Collected data
——

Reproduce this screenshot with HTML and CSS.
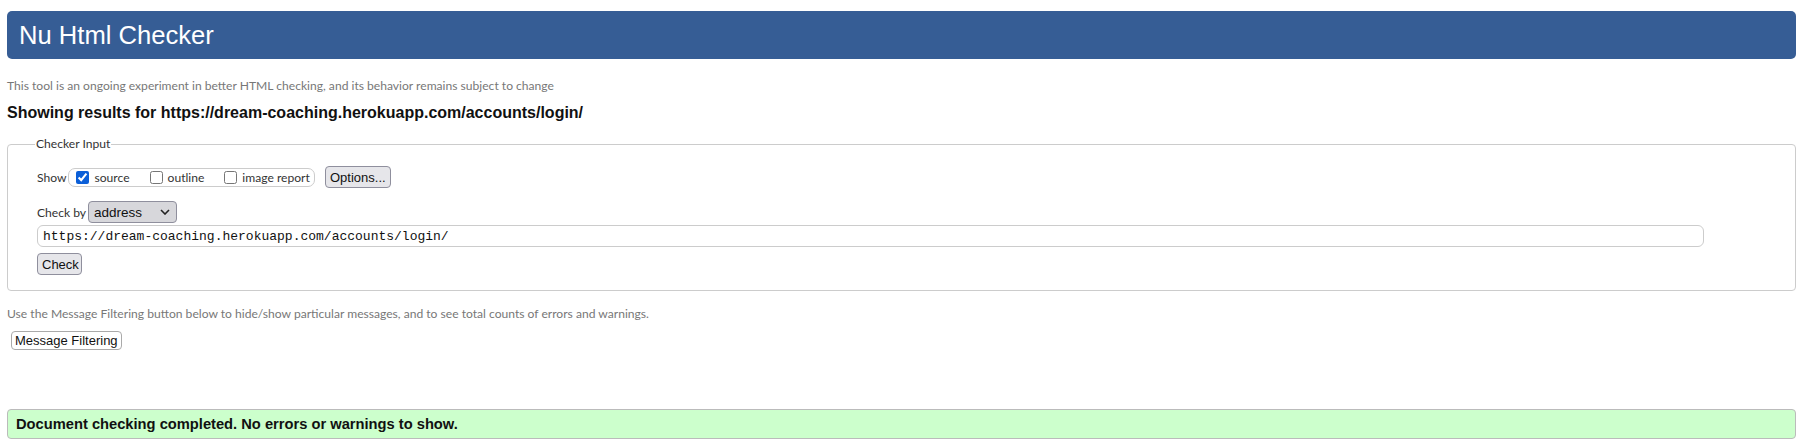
FILE: index.html
```html
<!DOCTYPE html>
<html lang="en">
<head>
<meta charset="utf-8">
<title>Showing results for https://dream-coaching.herokuapp.com/accounts/login/ - Nu Html Checker</title>
<link rel="stylesheet" href="styles.css">
</head>
<body>
<div class="page">
  <h1 class="title">Nu Html Checker</h1>
  <p class="tagline">This tool is an ongoing experiment in better HTML checking, and its behavior remains subject to change</p>
  <h2 class="results-for">Showing results for https://dream-coaching.herokuapp.com/accounts/login/</h2>
  <fieldset class="checker-input">
    <legend class="legend">Checker Input</legend>
    <div class="row row-show">
      <span class="label">Show</span>
      <span class="group">
        <label class="opt"><input type="checkbox" class="cb" checked>source</label>
        <label class="opt"><input type="checkbox" class="cb">outline</label>
        <label class="opt"><input type="checkbox" class="cb">image report</label>
      </span>
      <button class="btn btn-options" type="button">Options...</button>
    </div>
    <div class="row row-by">
      <span class="label">Check by</span>
      <span class="select">
        <span class="select-text">address</span>
        <svg class="chev" width="10" height="6" viewBox="0 0 10 6"><path d="M1 1 L5 5 L9 1" fill="none" stroke="#222" stroke-width="1.6"/></svg>
      </span>
    </div>
    <div class="row row-url">
      <input class="url" type="text" value="https://dream-coaching.herokuapp.com/accounts/login/">
    </div>
    <div class="row row-check">
      <button class="btn btn-check" type="submit">Check</button>
    </div>
  </fieldset>
  <p class="filter-note">Use the Message Filtering button below to hide/show particular messages, and to see total counts of errors and warnings.</p>
  <button class="btn-filter" type="button">Message Filtering</button>
  <p class="success">Document checking completed. No errors or warnings to show.</p>
</div>
</body>
</html>
```
FILE: styles.css
```css
html, body {
  margin: 0;
  padding: 0;
  background: #fff;
}
.page {
  padding: 11px 6px 0 7px;
  font-family: "Lato", "Open Sans", sans-serif;
  color: #333;
}
.title {
  margin: 0;
  height: 48px;
  box-sizing: border-box;
  padding: 0 0 0 12px;
  background: #365d95;
  border-radius: 5px;
  color: #fff;
  font-family: "Liberation Sans", Arial, sans-serif;
  font-weight: normal;
  font-size: 25.6px;
  line-height: 48px;
}
.tagline {
  margin: 19px 0 0 0;
  font-size: 12.1px;
  line-height: 16px;
  color: #777;
}
.results-for {
  margin: 9px 0 0 0;
  font-family: "Liberation Sans", Arial, sans-serif;
  font-weight: bold;
  font-size: 16px;
  line-height: 20px;
  color: #111;
}
.checker-input {
  margin: 13px 0 0 0;
  padding: 14px 0 15px 29px;
  border: 1px solid #ccc;
  border-radius: 4px;
  min-width: 0;
}
.legend {
  margin-left: -2px;
  padding: 0 1px;
  font-size: 12.1px;
  line-height: 16px;
  color: #333;
}
.row {
  display: flex;
  align-items: center;
}
.label {
  font-size: 12.1px;
  color: #333;
}
.row-show {
  height: 22px;
}
.group {
  display: flex;
  align-items: center;
  height: 17px;
  margin-left: 2px;
  padding: 0 4px 0 4px;
  border: 1px solid #ccc;
  border-radius: 7px;
  gap: 17px;
}
.opt {
  display: flex;
  align-items: center;
  font-size: 12.1px;
  color: #333;
  white-space: pre;
}
.cb {
  margin: 0 5px 0 3px;
  width: 13px;
  height: 13px;
  accent-color: #0b5fd8;
}
.btn {
  font-family: "Liberation Sans", Arial, sans-serif;
  font-size: 13px;
  color: #111;
  background: #e6e6ea;
  border: 1px solid #8f8f9d;
  border-radius: 4px;
  padding: 0 4px;
  height: 22px;
}
.btn-options {
  margin-left: 10px;
  width: 66px;
}
.row-by {
  margin-top: 13px;
  height: 22px;
}
.select {
  display: flex;
  align-items: center;
  justify-content: space-between;
  box-sizing: border-box;
  width: 89px;
  height: 22px;
  margin-left: 2px;
  padding: 0 6px 0 5px;
  background: #d7d7db;
  border: 1px solid #8f8f9d;
  border-radius: 4px;
  font-family: "Liberation Sans", Arial, sans-serif;
  font-size: 13.5px;
  color: #111;
}
.row-url {
  margin-top: 2px;
}
.url {
  box-sizing: border-box;
  width: 1667px;
  height: 22px;
  margin: 0;
  padding: 0 5px;
  border: 1px solid #ccc;
  border-radius: 6px;
  font-family: "Liberation Mono", monospace;
  font-size: 13px;
  color: #111;
  outline: none;
}
.row-check {
  margin-top: 6px;
}
.btn-check {
  width: 45px;
}
.filter-note {
  margin: 15px 0 0 0;
  font-size: 12.1px;
  line-height: 16px;
  color: #777;
}
.btn-filter {
  display: block;
  margin: 9px 0 0 4px;
  height: 19px;
  padding: 0 3px;
  background: #fff;
  border: 1px solid #aaa;
  border-radius: 4px;
  font-family: "Liberation Sans", Arial, sans-serif;
  font-size: 13px;
  color: #111;
}
.success {
  margin: 59px 0 0 0;
  height: 30px;
  box-sizing: border-box;
  padding: 0 8px;
  background: #ccffcc;
  border: 1px solid #bbb;
  border-radius: 4px;
  font-family: "Liberation Sans", Arial, sans-serif;
  font-weight: bold;
  font-size: 14.7px;
  line-height: 28px;
  color: #111;
}
```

——

Work to do
Go through the material above and print all of it exactly, except the pictures.

Full solution
Reproduce this screenshot with HTML and CSS.
FILE: index.html
```html
<!DOCTYPE html>
<html lang="en">
<head>
<meta charset="utf-8">
<title>Showing results for https://dream-coaching.herokuapp.com/accounts/login/ - Nu Html Checker</title>
<link rel="stylesheet" href="styles.css">
</head>
<body>
<div class="page">
  <h1 class="title">Nu Html Checker</h1>
  <p class="tagline">This tool is an ongoing experiment in better HTML checking, and its behavior remains subject to change</p>
  <h2 class="results-for">Showing results for https://dream-coaching.herokuapp.com/accounts/login/</h2>
  <fieldset class="checker-input">
    <legend class="legend">Checker Input</legend>
    <div class="row row-show">
      <span class="label">Show</span>
      <span class="group">
        <label class="opt"><input type="checkbox" class="cb" checked>source</label>
        <label class="opt"><input type="checkbox" class="cb">outline</label>
        <label class="opt"><input type="checkbox" class="cb">image report</label>
      </span>
      <button class="btn btn-options" type="button">Options...</button>
    </div>
    <div class="row row-by">
      <span class="label">Check by</span>
      <span class="select">
        <span class="select-text">address</span>
        <svg class="chev" width="10" height="6" viewBox="0 0 10 6"><path d="M1 1 L5 5 L9 1" fill="none" stroke="#222" stroke-width="1.6"/></svg>
      </span>
    </div>
    <div class="row row-url">
      <input class="url" type="text" value="https://dream-coaching.herokuapp.com/accounts/login/">
    </div>
    <div class="row row-check">
      <button class="btn btn-check" type="submit">Check</button>
    </div>
  </fieldset>
  <p class="filter-note">Use the Message Filtering button below to hide/show particular messages, and to see total counts of errors and warnings.</p>
  <button class="btn-filter" type="button">Message Filtering</button>
  <p class="success">Document checking completed. No errors or warnings to show.</p>
</div>
</body>
</html>
```
FILE: styles.css
```css
html, body {
  margin: 0;
  padding: 0;
  background: #fff;
}
.page {
  padding: 11px 6px 0 7px;
  font-family: "Lato", "Open Sans", sans-serif;
  color: #333;
}
.title {
  margin: 0;
  height: 48px;
  box-sizing: border-box;
  padding: 0 0 0 12px;
  background: #365d95;
  border-radius: 5px;
  color: #fff;
  font-family: "Liberation Sans", Arial, sans-serif;
  font-weight: normal;
  font-size: 25.6px;
  line-height: 48px;
}
.tagline {
  margin: 19px 0 0 0;
  font-size: 12.1px;
  line-height: 16px;
  color: #777;
}
.results-for {
  margin: 9px 0 0 0;
  font-family: "Liberation Sans", Arial, sans-serif;
  font-weight: bold;
  font-size: 16px;
  line-height: 20px;
  color: #111;
}
.checker-input {
  margin: 13px 0 0 0;
  padding: 14px 0 15px 29px;
  border: 1px solid #ccc;
  border-radius: 4px;
  min-width: 0;
}
.legend {
  margin-left: -2px;
  padding: 0 1px;
  font-size: 12.1px;
  line-height: 16px;
  color: #333;
}
.row {
  display: flex;
  align-items: center;
}
.label {
  font-size: 12.1px;
  color: #333;
}
.row-show {
  height: 22px;
}
.group {
  display: flex;
  align-items: center;
  height: 17px;
  margin-left: 2px;
  padding: 0 4px 0 4px;
  border: 1px solid #ccc;
  border-radius: 7px;
  gap: 17px;
}
.opt {
  display: flex;
  align-items: center;
  font-size: 12.1px;
  color: #333;
  white-space: pre;
}
.cb {
  margin: 0 5px 0 3px;
  width: 13px;
  height: 13px;
  accent-color: #0b5fd8;
}
.btn {
  font-family: "Liberation Sans", Arial, sans-serif;
  font-size: 13px;
  color: #111;
  background: #e6e6ea;
  border: 1px solid #8f8f9d;
  border-radius: 4px;
  padding: 0 4px;
  height: 22px;
}
.btn-options {
  margin-left: 10px;
  width: 66px;
}
.row-by {
  margin-top: 13px;
  height: 22px;
}
.select {
  display: flex;
  align-items: center;
  justify-content: space-between;
  box-sizing: border-box;
  width: 89px;
  height: 22px;
  margin-left: 2px;
  padding: 0 6px 0 5px;
  background: #d7d7db;
  border: 1px solid #8f8f9d;
  border-radius: 4px;
  font-family: "Liberation Sans", Arial, sans-serif;
  font-size: 13.5px;
  color: #111;
}
.row-url {
  margin-top: 2px;
}
.url {
  box-sizing: border-box;
  width: 1667px;
  height: 22px;
  margin: 0;
  padding: 0 5px;
  border: 1px solid #ccc;
  border-radius: 6px;
  font-family: "Liberation Mono", monospace;
  font-size: 13px;
  color: #111;
  outline: none;
}
.row-check {
  margin-top: 6px;
}
.btn-check {
  width: 45px;
}
.filter-note {
  margin: 15px 0 0 0;
  font-size: 12.1px;
  line-height: 16px;
  color: #777;
}
.btn-filter {
  display: block;
  margin: 9px 0 0 4px;
  height: 19px;
  padding: 0 3px;
  background: #fff;
  border: 1px solid #aaa;
  border-radius: 4px;
  font-family: "Liberation Sans", Arial, sans-serif;
  font-size: 13px;
  color: #111;
}
.success {
  margin: 59px 0 0 0;
  height: 30px;
  box-sizing: border-box;
  padding: 0 8px;
  background: #ccffcc;
  border: 1px solid #bbb;
  border-radius: 4px;
  font-family: "Liberation Sans", Arial, sans-serif;
  font-weight: bold;
  font-size: 14.7px;
  line-height: 28px;
  color: #111;
}
```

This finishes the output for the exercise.